-- Begin --
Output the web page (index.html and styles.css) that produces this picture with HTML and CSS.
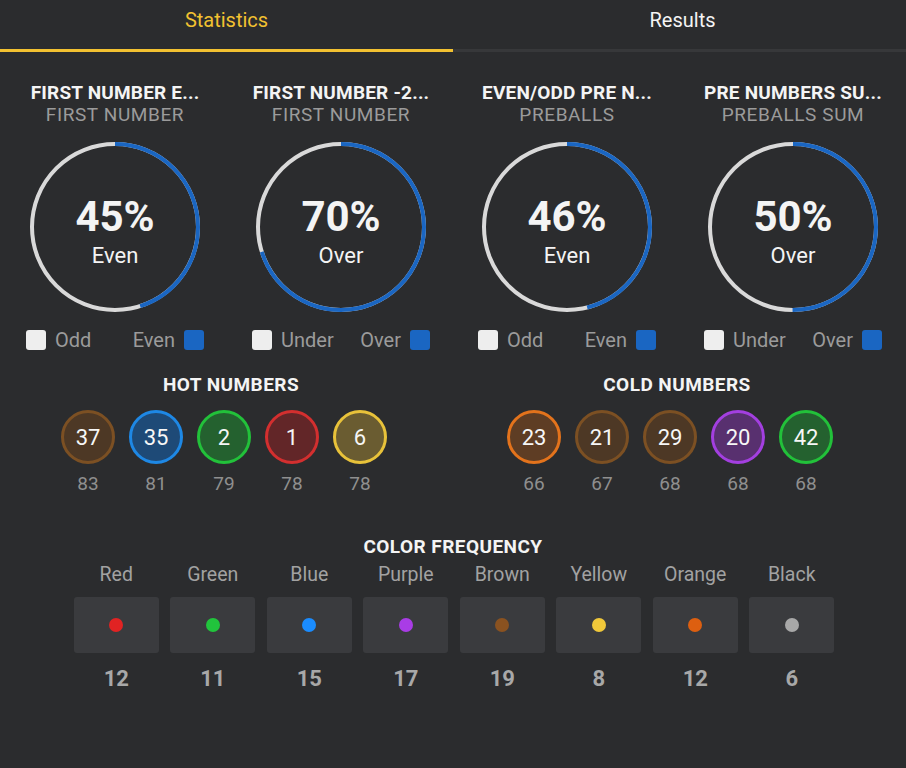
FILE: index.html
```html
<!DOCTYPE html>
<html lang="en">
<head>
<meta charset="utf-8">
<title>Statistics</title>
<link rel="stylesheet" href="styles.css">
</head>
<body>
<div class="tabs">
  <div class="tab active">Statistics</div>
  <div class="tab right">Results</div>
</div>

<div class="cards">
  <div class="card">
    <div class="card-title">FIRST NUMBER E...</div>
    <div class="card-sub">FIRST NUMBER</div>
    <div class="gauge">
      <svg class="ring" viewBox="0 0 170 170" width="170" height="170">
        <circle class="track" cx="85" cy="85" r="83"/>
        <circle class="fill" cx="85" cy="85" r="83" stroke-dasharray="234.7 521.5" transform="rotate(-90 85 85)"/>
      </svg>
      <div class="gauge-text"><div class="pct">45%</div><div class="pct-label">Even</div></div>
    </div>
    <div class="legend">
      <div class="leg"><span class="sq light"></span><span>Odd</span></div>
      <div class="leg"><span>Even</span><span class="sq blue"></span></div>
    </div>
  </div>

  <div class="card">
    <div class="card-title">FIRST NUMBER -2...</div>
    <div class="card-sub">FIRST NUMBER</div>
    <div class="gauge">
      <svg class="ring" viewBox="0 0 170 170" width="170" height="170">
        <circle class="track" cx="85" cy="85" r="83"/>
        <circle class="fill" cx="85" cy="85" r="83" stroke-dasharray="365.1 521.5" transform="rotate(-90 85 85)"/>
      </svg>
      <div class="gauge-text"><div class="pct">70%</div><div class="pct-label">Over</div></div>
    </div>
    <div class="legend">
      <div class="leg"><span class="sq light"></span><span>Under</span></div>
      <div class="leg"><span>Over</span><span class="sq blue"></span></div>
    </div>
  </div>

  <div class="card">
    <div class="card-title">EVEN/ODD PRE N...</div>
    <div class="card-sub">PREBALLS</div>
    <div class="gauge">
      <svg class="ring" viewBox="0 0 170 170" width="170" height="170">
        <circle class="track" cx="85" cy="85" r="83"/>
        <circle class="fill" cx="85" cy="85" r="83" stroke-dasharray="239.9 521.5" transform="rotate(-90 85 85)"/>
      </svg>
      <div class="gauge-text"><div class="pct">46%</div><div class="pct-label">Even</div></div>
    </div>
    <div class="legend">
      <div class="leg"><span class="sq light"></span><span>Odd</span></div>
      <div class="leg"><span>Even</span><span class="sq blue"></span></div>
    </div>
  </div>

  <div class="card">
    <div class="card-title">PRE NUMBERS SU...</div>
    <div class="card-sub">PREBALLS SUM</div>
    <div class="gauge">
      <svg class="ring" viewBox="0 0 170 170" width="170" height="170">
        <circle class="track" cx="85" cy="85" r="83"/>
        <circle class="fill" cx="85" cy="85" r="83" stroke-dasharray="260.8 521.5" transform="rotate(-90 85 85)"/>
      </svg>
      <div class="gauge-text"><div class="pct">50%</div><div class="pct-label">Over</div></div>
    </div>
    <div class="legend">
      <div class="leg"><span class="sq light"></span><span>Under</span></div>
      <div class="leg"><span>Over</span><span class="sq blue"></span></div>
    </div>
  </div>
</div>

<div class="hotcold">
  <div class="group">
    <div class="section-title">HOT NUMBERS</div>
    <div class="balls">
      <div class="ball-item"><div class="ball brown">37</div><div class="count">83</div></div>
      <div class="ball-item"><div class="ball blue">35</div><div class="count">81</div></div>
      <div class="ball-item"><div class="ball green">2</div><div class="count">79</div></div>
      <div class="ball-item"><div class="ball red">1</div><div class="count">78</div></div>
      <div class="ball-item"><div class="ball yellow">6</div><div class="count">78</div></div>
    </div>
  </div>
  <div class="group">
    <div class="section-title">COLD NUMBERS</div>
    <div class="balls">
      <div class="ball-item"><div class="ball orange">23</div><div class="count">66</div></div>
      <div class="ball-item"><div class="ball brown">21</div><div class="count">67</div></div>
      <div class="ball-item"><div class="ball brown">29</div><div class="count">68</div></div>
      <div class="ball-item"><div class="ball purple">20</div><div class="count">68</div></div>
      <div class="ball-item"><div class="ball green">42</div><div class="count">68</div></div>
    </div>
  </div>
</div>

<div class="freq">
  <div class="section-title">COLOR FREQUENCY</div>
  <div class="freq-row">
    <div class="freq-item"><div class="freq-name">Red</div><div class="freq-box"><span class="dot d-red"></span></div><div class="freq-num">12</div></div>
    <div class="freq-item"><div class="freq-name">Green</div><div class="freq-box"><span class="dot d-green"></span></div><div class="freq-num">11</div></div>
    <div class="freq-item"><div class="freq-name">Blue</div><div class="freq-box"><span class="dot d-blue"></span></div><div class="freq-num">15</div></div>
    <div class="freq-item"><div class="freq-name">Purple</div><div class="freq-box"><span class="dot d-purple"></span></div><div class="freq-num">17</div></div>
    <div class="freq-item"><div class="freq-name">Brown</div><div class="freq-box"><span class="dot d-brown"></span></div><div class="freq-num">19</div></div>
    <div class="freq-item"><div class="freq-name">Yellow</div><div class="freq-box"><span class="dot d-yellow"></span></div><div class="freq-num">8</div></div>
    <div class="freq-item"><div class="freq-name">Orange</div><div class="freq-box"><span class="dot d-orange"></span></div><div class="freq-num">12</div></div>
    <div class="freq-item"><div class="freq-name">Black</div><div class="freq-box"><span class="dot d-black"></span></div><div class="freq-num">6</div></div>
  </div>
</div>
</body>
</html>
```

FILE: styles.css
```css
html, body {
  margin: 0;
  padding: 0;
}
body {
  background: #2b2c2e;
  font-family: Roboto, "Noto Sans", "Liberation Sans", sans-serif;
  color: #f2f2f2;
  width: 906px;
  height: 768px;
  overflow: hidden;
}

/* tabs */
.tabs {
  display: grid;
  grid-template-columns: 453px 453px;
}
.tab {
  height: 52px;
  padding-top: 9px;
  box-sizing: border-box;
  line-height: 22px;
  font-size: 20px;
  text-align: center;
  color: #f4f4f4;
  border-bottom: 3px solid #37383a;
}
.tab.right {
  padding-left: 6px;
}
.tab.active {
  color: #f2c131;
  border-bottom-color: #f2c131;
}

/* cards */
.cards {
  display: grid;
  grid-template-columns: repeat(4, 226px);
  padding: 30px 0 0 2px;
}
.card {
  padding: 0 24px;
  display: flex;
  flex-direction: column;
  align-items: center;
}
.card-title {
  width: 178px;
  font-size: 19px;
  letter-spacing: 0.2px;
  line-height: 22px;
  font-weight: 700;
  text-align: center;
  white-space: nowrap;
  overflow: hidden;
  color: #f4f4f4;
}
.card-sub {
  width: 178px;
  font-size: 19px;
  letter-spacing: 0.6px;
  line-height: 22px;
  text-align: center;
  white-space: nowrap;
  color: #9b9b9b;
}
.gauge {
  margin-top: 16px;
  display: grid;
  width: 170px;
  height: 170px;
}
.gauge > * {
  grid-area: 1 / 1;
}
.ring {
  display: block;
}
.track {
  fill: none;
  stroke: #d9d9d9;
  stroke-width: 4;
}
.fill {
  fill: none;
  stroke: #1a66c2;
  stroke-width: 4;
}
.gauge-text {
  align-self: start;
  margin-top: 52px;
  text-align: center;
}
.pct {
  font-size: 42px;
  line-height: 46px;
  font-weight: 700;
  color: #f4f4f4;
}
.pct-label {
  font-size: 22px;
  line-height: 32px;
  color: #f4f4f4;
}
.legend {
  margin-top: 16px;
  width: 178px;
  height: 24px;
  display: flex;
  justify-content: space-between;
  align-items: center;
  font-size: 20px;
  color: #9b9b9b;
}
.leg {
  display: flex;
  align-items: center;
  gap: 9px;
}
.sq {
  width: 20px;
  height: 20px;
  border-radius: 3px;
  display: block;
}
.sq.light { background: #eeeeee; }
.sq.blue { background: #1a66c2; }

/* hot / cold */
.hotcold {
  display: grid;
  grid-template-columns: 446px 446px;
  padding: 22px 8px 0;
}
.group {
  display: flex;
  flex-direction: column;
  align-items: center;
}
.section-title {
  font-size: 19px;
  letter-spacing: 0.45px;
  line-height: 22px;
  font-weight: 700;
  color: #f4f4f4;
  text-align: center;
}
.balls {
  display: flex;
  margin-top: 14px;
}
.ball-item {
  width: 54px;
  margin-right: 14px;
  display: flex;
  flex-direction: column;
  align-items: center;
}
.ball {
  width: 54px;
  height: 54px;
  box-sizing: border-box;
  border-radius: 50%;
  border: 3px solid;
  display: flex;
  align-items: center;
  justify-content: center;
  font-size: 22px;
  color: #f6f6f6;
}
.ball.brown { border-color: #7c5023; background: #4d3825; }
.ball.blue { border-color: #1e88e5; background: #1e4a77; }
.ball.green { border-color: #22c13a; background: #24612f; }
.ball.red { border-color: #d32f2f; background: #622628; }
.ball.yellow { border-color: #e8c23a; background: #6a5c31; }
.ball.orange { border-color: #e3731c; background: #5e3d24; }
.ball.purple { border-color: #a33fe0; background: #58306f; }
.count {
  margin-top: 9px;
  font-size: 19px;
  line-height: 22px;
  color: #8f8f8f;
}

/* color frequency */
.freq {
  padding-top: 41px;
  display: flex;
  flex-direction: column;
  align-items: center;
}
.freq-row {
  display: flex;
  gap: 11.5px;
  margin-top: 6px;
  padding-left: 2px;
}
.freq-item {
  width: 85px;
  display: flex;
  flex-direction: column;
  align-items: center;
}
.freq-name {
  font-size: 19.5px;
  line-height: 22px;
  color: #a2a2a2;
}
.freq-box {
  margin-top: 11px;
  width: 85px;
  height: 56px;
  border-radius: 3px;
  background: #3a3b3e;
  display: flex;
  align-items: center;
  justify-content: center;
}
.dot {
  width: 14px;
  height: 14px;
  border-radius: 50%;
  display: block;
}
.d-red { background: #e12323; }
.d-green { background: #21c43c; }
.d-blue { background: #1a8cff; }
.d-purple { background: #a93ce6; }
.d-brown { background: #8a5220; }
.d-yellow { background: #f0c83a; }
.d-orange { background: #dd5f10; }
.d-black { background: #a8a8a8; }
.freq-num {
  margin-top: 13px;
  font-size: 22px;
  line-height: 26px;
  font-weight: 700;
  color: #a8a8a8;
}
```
-- End --
• [Set problem]
Find every line of the data that holds the string "index", then say how many there are and nothing else.

• [Expected answer]
2